Conversely, back over at Flickr. I have the same shot (and it’s pretty popular on Flickr) but check out how the file (not the image title) is named at Flickr. It’s named 38874619. It is named a number, not “San Francisco Rain.” Flickr has to do it this way because they’d have too many “San Francisco Rain,” or “cute cat” or “hot donkey” if they didn’t use unique numbers to identify their images instead of user naming conventions.
Flickr of course still has the tags and knows that this is rain and I think that this is how they will eventually use this info for Yahoo Image Search (and maybe Google Image search will be allowed to use these descriptive tags in the future or maybe not). But not until they are comfortable with their images showing up in broader image search vis a vis community concerns etc.
I do hope this is coming soon in fact though as I would like to get more of those calls from people wanting to buy my images for $500.
And while many on Flickr might not give a rat’s ass about image search. Geeks like Scoble and I geek out talking about things like this and it’s super interesting to us which is why he probably included it in his post about our shoot the other day.
So now that you host all of your blog images on Zooomr, won’t you run into the same problem? Zooomr file names also appear to use numbers instead of titles. Can we expect to see Zooomr fix this?
Eric. Yep same problem there. Something we may need to work on — although we have higher priorities at the present than necessarily optimizing for search. But optimizing Zooomr for search should be something that we look at at some point in the future.
Thomas, I’d already picked up on Robert’s post and hopefully added some clarification both at his blog, and within my own post “ Picasa uses real filenames when uploading – good for indexing“.

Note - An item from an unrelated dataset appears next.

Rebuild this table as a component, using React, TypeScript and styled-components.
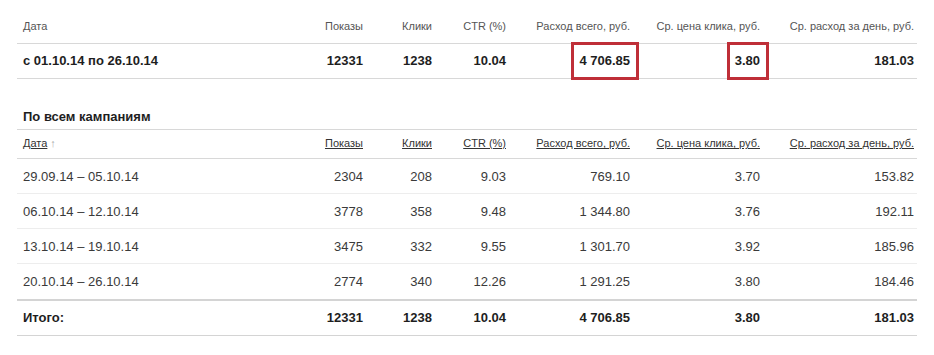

Unfortunately I think that there are three distinct things that get associated with the word Picasa:
1) the desktop program – used to organize photos on the PC hard drive, but which is capable of uploading to online services
2) Picasa Web Albums – the online service which offers photo sharing on the web, and is what is normally meant by Picasa when flickr appears in the same sentence
3) other desktop programs produced by the Picasa company (which everyone is very aware is a Google subsidiary) – of which Hello is the only real example.
Your writing has not made it explicit which of the 3 you were referring to, though I think you probably have longest experience of using Hello to do your uploads. Have you any further insights from your experience of using the main Picasa client app to do your uploading, or of using Picasa Web Albums for image hosting? Your central point, that uploads that preserve filenames are good for search engines, I think is unconnected to which actual tool does the uploading.
(I’ve also written quite extensively about how its currently very difficult to find any images hosted in Picasa Web Albums – external indexing spiders such as the Google Image search one are excluded via the robots.txt, and there is no internal search provided at all).